## BEGIN

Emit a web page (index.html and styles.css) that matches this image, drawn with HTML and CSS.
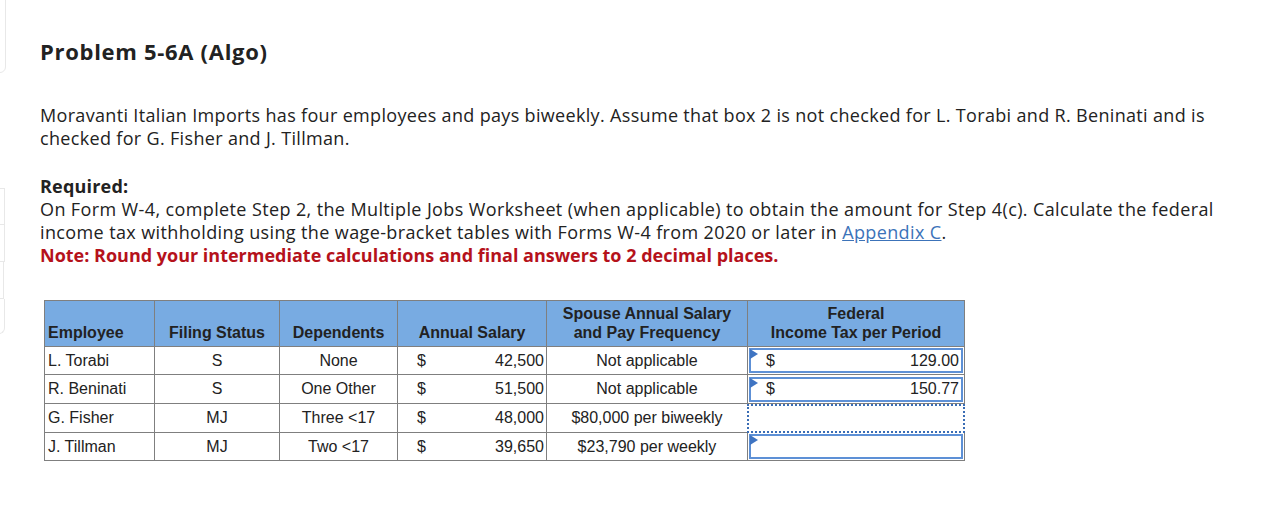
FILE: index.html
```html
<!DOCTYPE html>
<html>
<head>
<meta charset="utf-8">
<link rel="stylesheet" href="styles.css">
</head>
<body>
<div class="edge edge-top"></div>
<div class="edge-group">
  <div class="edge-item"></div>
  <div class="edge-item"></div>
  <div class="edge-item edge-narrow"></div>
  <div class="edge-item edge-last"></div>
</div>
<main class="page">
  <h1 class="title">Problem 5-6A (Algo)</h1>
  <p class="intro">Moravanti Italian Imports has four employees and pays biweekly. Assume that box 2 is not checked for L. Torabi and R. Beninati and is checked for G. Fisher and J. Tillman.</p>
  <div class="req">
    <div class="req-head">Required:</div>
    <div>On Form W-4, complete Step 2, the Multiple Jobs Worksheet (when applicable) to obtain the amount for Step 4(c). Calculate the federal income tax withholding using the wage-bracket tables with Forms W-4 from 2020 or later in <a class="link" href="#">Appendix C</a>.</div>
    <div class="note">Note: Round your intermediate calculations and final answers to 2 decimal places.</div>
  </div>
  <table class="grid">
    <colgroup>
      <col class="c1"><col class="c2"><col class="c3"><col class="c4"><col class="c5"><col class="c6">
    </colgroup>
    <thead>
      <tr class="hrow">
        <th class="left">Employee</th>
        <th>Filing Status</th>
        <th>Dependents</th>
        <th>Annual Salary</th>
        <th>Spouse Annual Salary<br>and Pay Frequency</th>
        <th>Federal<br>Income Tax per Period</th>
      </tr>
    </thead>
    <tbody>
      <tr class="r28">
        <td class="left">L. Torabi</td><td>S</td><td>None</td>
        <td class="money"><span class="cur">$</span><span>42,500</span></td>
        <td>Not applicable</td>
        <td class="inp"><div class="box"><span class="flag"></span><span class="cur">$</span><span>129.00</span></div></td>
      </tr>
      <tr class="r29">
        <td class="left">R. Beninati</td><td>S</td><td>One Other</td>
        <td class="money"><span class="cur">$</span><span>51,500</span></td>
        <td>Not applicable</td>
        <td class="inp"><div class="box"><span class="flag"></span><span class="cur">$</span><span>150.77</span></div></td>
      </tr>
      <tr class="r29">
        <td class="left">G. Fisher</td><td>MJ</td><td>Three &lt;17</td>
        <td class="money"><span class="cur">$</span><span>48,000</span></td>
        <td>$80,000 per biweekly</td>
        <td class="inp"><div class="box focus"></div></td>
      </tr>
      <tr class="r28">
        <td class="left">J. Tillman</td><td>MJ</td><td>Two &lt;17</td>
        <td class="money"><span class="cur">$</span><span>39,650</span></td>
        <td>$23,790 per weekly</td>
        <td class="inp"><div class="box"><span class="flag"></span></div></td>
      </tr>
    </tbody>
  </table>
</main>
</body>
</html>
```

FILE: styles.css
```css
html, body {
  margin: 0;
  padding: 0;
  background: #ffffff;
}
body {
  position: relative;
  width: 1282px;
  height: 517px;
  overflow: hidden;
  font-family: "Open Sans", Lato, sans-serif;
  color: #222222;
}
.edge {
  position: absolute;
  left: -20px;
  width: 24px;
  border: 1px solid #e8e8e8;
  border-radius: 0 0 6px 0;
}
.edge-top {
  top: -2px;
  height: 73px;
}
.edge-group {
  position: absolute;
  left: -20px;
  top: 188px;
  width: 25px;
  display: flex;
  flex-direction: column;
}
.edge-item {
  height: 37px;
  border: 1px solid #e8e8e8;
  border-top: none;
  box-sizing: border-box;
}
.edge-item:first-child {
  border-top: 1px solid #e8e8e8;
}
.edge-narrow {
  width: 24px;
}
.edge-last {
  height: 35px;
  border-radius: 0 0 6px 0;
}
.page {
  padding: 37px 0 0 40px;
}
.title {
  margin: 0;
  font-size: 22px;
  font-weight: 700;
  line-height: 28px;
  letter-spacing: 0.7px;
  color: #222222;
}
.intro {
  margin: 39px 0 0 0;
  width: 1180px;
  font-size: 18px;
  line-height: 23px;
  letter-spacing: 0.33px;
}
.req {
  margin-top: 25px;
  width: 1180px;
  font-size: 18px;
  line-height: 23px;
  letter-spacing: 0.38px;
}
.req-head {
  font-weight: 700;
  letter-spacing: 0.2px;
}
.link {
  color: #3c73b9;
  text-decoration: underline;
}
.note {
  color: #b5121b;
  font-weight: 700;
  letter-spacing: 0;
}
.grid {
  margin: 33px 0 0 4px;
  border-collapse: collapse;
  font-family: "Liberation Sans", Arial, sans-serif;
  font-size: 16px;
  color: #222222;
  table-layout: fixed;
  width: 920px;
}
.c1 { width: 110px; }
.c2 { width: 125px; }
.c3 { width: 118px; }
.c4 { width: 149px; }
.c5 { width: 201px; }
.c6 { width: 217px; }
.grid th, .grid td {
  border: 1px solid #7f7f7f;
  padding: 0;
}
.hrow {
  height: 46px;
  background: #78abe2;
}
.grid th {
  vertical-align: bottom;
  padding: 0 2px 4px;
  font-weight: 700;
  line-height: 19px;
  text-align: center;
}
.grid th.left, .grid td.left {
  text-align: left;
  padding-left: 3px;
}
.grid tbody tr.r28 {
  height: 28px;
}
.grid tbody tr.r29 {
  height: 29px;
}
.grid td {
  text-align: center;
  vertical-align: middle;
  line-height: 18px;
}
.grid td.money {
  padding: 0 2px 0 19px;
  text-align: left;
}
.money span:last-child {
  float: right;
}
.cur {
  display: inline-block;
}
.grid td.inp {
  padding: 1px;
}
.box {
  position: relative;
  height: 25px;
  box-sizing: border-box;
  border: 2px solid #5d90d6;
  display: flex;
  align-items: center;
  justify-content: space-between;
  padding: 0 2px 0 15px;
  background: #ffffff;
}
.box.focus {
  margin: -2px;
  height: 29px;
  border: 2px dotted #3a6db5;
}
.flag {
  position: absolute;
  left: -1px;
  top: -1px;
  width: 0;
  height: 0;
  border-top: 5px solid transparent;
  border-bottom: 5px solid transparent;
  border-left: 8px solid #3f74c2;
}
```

## END
## BEGIN

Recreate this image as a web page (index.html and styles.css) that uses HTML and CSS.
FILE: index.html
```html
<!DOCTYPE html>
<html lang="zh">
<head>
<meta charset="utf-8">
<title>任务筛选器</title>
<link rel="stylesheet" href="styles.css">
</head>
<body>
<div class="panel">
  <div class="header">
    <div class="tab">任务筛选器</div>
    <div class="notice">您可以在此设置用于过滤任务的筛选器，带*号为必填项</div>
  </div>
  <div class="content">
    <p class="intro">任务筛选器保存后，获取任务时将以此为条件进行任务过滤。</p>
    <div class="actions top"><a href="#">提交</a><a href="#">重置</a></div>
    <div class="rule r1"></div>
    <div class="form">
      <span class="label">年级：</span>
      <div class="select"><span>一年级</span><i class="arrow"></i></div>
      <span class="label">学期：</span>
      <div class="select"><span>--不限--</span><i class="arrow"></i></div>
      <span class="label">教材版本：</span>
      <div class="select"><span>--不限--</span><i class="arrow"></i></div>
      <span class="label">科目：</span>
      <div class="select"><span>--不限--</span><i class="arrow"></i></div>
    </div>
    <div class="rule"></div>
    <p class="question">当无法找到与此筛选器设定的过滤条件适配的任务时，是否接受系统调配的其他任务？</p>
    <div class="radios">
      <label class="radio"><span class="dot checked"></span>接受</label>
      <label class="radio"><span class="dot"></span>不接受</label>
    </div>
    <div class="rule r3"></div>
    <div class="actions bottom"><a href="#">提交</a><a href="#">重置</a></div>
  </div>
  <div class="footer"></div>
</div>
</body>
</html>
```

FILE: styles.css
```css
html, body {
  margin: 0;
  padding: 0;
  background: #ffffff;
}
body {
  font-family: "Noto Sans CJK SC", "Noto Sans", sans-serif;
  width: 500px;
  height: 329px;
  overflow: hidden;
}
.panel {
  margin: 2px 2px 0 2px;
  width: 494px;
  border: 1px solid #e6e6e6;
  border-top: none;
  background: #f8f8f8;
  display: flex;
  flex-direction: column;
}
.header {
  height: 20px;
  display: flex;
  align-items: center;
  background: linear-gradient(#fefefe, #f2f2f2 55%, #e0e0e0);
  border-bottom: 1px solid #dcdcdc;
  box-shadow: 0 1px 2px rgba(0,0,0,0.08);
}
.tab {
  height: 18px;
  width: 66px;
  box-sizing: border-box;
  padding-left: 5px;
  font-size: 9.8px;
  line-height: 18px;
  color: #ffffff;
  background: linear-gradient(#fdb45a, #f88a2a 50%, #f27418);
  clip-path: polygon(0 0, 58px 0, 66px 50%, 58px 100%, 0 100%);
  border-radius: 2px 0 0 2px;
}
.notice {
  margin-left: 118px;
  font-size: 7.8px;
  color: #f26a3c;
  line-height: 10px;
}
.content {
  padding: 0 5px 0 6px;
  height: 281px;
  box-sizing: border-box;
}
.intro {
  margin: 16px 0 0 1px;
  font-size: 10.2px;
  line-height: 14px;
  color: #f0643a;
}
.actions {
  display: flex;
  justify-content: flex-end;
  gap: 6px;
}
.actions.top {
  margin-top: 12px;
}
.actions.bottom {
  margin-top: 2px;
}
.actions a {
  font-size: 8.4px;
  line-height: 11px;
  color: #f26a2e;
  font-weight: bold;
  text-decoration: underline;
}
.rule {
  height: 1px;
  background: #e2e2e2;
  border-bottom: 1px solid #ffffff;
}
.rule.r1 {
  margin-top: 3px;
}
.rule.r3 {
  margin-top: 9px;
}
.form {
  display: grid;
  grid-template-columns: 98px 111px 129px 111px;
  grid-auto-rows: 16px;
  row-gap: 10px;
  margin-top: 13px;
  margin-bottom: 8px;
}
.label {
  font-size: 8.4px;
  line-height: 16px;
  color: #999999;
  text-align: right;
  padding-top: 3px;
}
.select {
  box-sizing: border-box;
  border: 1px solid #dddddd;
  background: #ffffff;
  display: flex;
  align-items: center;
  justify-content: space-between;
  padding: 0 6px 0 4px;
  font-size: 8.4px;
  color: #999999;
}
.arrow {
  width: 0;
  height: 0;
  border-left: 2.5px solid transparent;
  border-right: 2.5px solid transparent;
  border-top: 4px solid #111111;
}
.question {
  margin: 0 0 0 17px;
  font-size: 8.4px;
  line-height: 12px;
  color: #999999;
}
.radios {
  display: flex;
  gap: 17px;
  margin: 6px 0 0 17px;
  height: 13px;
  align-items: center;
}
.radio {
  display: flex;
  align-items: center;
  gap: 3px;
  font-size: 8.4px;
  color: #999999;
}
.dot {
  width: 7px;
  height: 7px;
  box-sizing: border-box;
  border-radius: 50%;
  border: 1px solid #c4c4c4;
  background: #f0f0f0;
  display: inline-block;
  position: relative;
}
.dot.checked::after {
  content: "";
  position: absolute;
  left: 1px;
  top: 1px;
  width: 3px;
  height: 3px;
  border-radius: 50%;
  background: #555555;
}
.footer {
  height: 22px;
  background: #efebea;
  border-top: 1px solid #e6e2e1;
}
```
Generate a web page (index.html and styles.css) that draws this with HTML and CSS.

## END

SHORT PROBLEM: Which lines include the word "this"? Copy every one of them.

FULL OUTPUT:
Emit a web page (index.html and styles.css) that matches this image, drawn with HTML and CSS.
Recreate this image as a web page (index.html and styles.css) that uses HTML and CSS.
Generate a web page (index.html and styles.css) that draws this with HTML and CSS.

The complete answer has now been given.